Five years ago in December, the Department of Justice (DOJ) acted in accordance with Obama Administration policy to effectively remove the federal laws prohibiting online poker and casino gambling.
At the time, U.S. Deputy Attorney General James Cole wrote a letter to the Attorneys General of New York and Illinois, siding with their challenges that the Wire Act of 1961 should not be applied to online lotteries and other forms of gambling:
“The Department’s Office of Legal Counsel (“OLC”) has analyzed the scope of the Wire Act, 18 U.S.c § 1084, and concluded that it is limited only to sports betting.”
With one simple sentence, the DOJ reversed its own longstanding policy against online gambling. In the five years to follow, states like Nevada, New Jersey, and Delaware have passed bills permitting regulated online gambling industries, while several others are currently considering similar legislation.
Today, however, with President-elect Donald Trump and Vice President-elect Mike Pence poised to assume office in January, another missive from Attorneys General threatens to reverse the pivotal Wire Act reinterpretation.
On November 17 a group of 10 Attorneys General, each representing the Republican Party, penned a letter to VP-elect Pence – a longtime opponent of online gambling in any form – calling for the new administration to intervene:
“Since 1961, the Wire Act…has prohibited all gambling involving interstate wire transmissions. The Obama Administration overruled 50 years of practice and precedent when a Department of Justice Office of Legal Counsel opinion claimed the Wire Act only applied to sports betting and not to other types of online gambling.
Dismantling the Wire Act undermined state online gambling prohibitions. Without a federal prohibition, (DOJ) opened the door to expansive internet gambling and exposed states to the significant negative impacts that often accompany online gambling.”
The coalition includes Attorneys General from the usual lineup of Southern states traditionally opposed to online gambling, with one notable surprise in Adam Laxalt of Nevada:
Jeff Landry (R-Louisiana)
Bill Schuette (R-Michigan)
Douglas J. Peterson (R-Nebraska)
Adam Laxalt (R-Nevada)
Wayne Stenehjem (R-North Dakota)
E. Scott Pruitt (R-Oklahoma)
Alan Wilson (R-South Carolina)
Marty Jackley (R-South Dakota)
Ken Paxton (R-Texas)
Sean Reyes (R-Utah)
The letter rehashes the same consumer protection arguments that have been roundly debunked by members of Congress during failed efforts to pass the Restore America’s Wire Act (RAWA):
“Anonymity is the Internet’s greatest weapon and the federal government has the resources and oversight necessary to truly address the dangers of online gambling and protect the American people.
Online gamblers are vulnerable to fraud and identity theft…some online sites have been found to use forced labor to ‘farm currency’…(and) the sites themselves are vulnerable to hacking.”

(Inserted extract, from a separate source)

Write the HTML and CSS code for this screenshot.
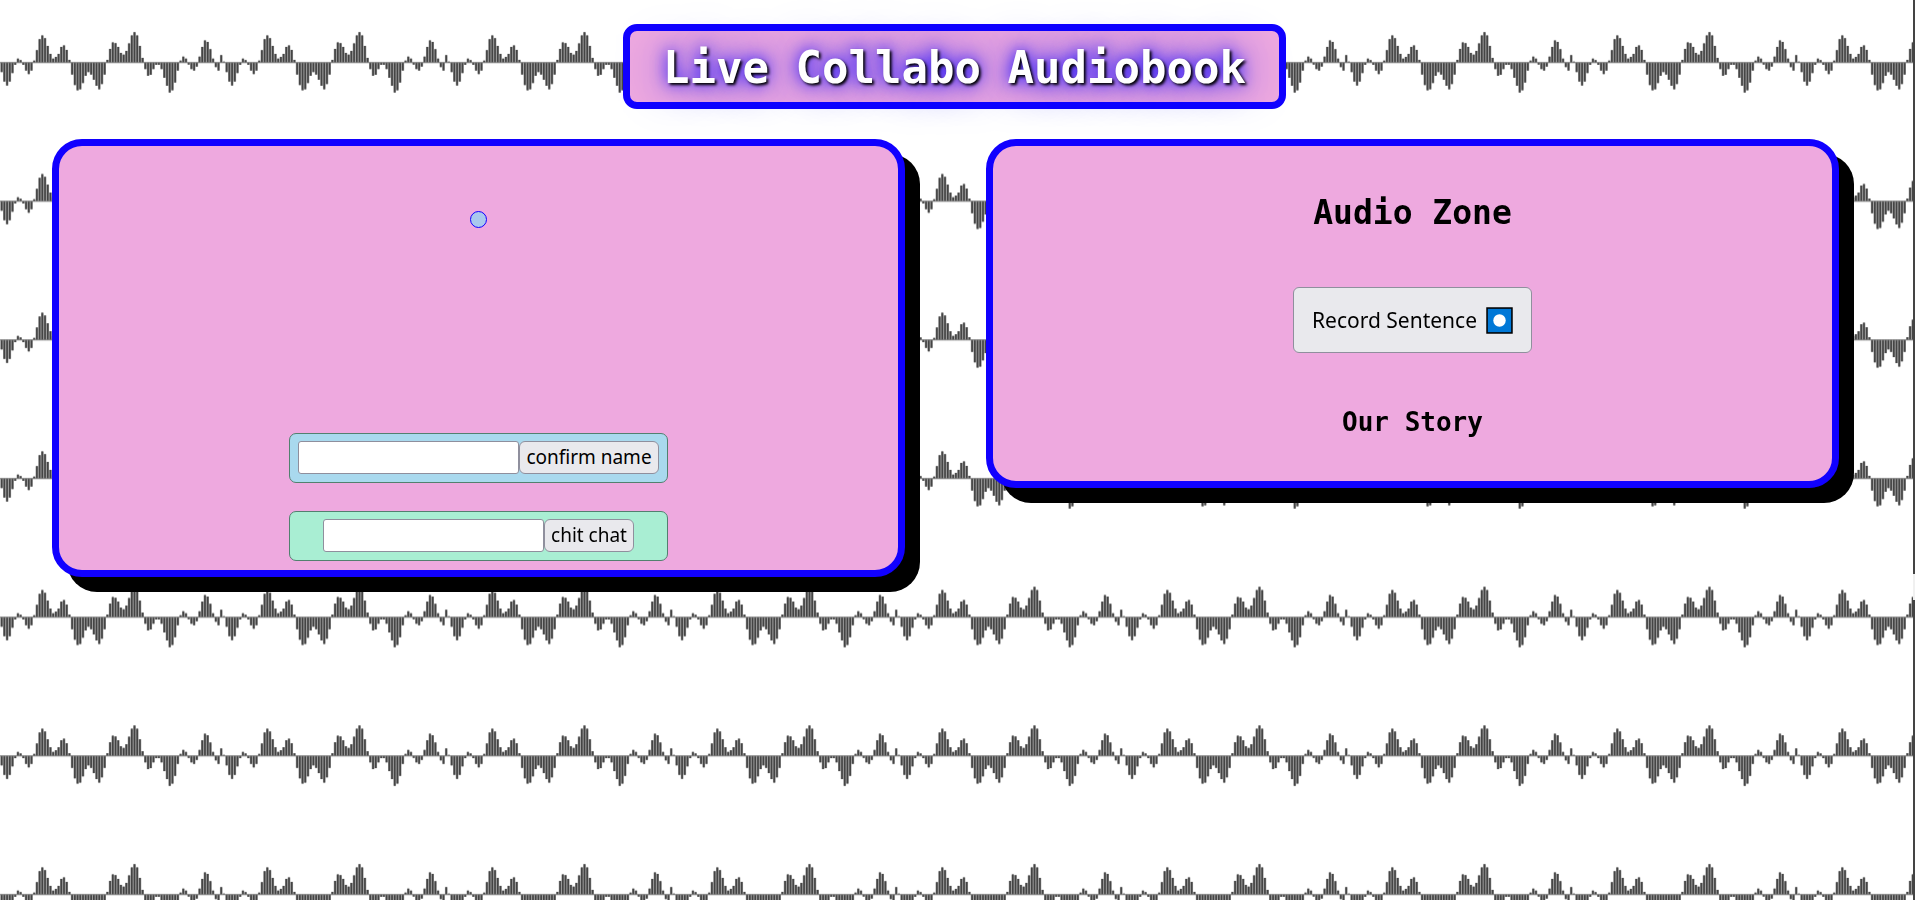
FILE: index.html
```
<!DOCTYPE html>
<html lang="en">
<head>
<meta charset="utf-8">
<title>Live Collabo Audiobook</title>
<link rel="stylesheet" href="styles.css">
</head>
<body>
<svg class="waves" aria-hidden="true">
  <defs>
    <pattern id="wave" width="675" height="416" patternUnits="userSpaceOnUse" patternTransform="scale(0.33333)">
      <path class="wave-fill" id="wave-fill"/>
      <path class="wave-bars" id="wave-bars"/>
      <path class="wave-axis" d="M0 187.500H675"/>
    </pattern>
  </defs>
  <rect width="100%" height="100%" fill="url(#wave)"/>
</svg>
<div class="edge" aria-hidden="true"><span class="edge-thumb"></span></div>
<header class="header"><h1 class="title">Live Collabo Audiobook</h1></header>
<main class="zones">
  <section class="card chat" aria-label="Chat">
    <div class="avatar"></div>
    <div class="forms">
      <form class="box name-box">
        <input class="field" type="text" aria-label="name"><button class="button" type="button">confirm name</button>
      </form>
      <form class="box chat-box">
        <input class="field" type="text" aria-label="message"><button class="button" type="button">chit chat</button>
      </form>
    </div>
  </section>
  <section class="card audio">
    <h2 class="audio-title">Audio Zone</h2>
    <button class="button record" type="button">Record Sentence
      <svg class="record-icon" viewBox="0 0 26 26" aria-hidden="true"><rect x="1" y="1" width="24" height="24" fill="#0078d7" stroke="#000" stroke-width="1.500"/><circle cx="13" cy="13" r="6" fill="#fff"/></svg>
    </button>
    <h3 class="story-title">Our Story</h3>
  </section>
</main>
<script src="waves.js"></script>
</body>
</html>
```
FILE: waves.js
```
// Amplitudes of one waveform period; positive bars rise above the axis.
const levels = [
  -29, -57, -69, -57, -32, -7, 12, 7, -7, -24, -35, -24, 6, 37, 70, 81, 73, 50, 26, 12, 17,
  26, 47, 51, 38, 8, -36, -68, -83, -80, -62, -40, -29, -36, -52, -70, -80, -65, -36, 8, 41,
  60, 58, 47, 29, 24, 35, 57, 81, 91, 81, 50, 14, -20, -40, -37, -20, -7, -7, -20, -46,
  -70, -90, -83, -60, -24, 6, 18, 12, -6, -20, -24, -12, 18, 47, 66, 62, 40, 12, -14, -24, 22, 3
];
const step = 675 / levels.length;
const path = levels.map((v, i) => `M${(5 + i * step).toFixed(1)} 187.5v${-v}`).join("");
document.getElementById("wave-fill").setAttribute("d", path);
document.getElementById("wave-bars").setAttribute("d", path);
```
FILE: styles.css
```
* { box-sizing: border-box; }
body {
  margin: 0;
  min-height: 100vh;
  background: #fff;
  color: #000;
  font-family: "Noto Sans", sans-serif;
}
.waves {
  position: fixed;
  inset: 0;
  z-index: -1;
  width: 100%;
  height: 100%;
}
.wave-fill { stroke: #989898; stroke-width: 8; }
.wave-bars { stroke: #444; stroke-width: 5; }
.wave-axis { stroke: #777; stroke-width: 3; }
.edge {
  position: fixed;
  top: 0;
  right: 0;
  bottom: 0;
  width: 2px;
  background: #444;
}
.edge-thumb {
  position: absolute;
  top: 574px;
  left: 0;
  width: 2px;
  height: 26px;
  background: #f0f0f0;
}
.header {
  display: flex;
  justify-content: center;
  padding: 24px 6px 30px 0;
}
.title {
  margin: 0;
  padding: 11px 33px 9px;
  border: 7px solid #10f;
  border-radius: 14px;
  background: #eea9df;
  color: #fff;
  font: bold 44px/51px "DejaVu Sans Mono", monospace;
  text-shadow: 2px 2px 3px #000, 0 0 48px #10f, 0 0 16px #10f;
}
.zones {
  display: grid;
  grid-template-columns: 1fr 1fr;
  align-items: start;
  gap: 81px;
  padding: 0 76px 40px 52px;
}
.card {
  display: flex;
  flex-direction: column;
  align-items: center;
  border: 7px solid #10f;
  border-radius: 30px;
  background: #eea9df;
  box-shadow: 15px 15px 0 #000;
}
.chat {
  gap: 205px;
  padding: 65px 20px 9px;
}
.avatar {
  width: 17px;
  height: 17px;
  border: 1px solid #10f;
  border-radius: 50%;
  background: #a9c9ee;
}
.forms {
  display: grid;
  gap: 28px;
}
.box {
  display: flex;
  justify-content: center;
  padding: 7px 8px 8px;
  border: 1px solid #52806f;
  border-radius: 7px;
}
.name-box { background: #a9d9ee; }
.chat-box { background: #a9eed3; }
.field {
  width: 221px;
  height: 33px;
  padding: 1px 4px;
  border: 1px solid #8f8f9d;
  border-radius: 3px;
  background: #fff;
  font: 19px "Noto Sans", sans-serif;
}
.button {
  height: 33px;
  padding: 0 6px;
  border: 1px solid #8f8f9d;
  border-radius: 6px;
  background: #e9e9ed;
  color: #000;
  font: 19px/31px "Noto Sans", sans-serif;
}
.audio { padding: 47px 20px 43px; }
.audio-title {
  margin: 0;
  font: bold 33px/40px "DejaVu Sans Mono", monospace;
}
.record {
  display: flex;
  align-items: center;
  gap: 9px;
  height: 66px;
  margin: 54px 0 53px;
  padding: 0 18px;
  font-size: 21px;
}
.record-icon {
  width: 27px;
  height: 27px;
}
.story-title {
  margin: 0;
  font: bold 26px/32px "DejaVu Sans Mono", monospace;
}
```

Rich Muny, the Vice President of the Poker Player’s Alliance (PPA), issued a statement assailing the letter and its lack of factual argument:
“This is simply a bad idea. A ban would reduce individual freedom while limiting the ability of states to protect consumers. The arguments made in the letter are factually incorrect and attempt to conflate offshore online gaming with state-authorized online poker. US-based sites block for age and location.
There are zero documented cases of underage or out-of-state play, yet the letter pushes a ‘Reefer Madness’ type narrative of underage ‘gambling additions [sic]’. I guess if ten attorneys general cannot spell-check a letter to the VP-elect, expecting a fact-check from them would be out of the question, sadly.”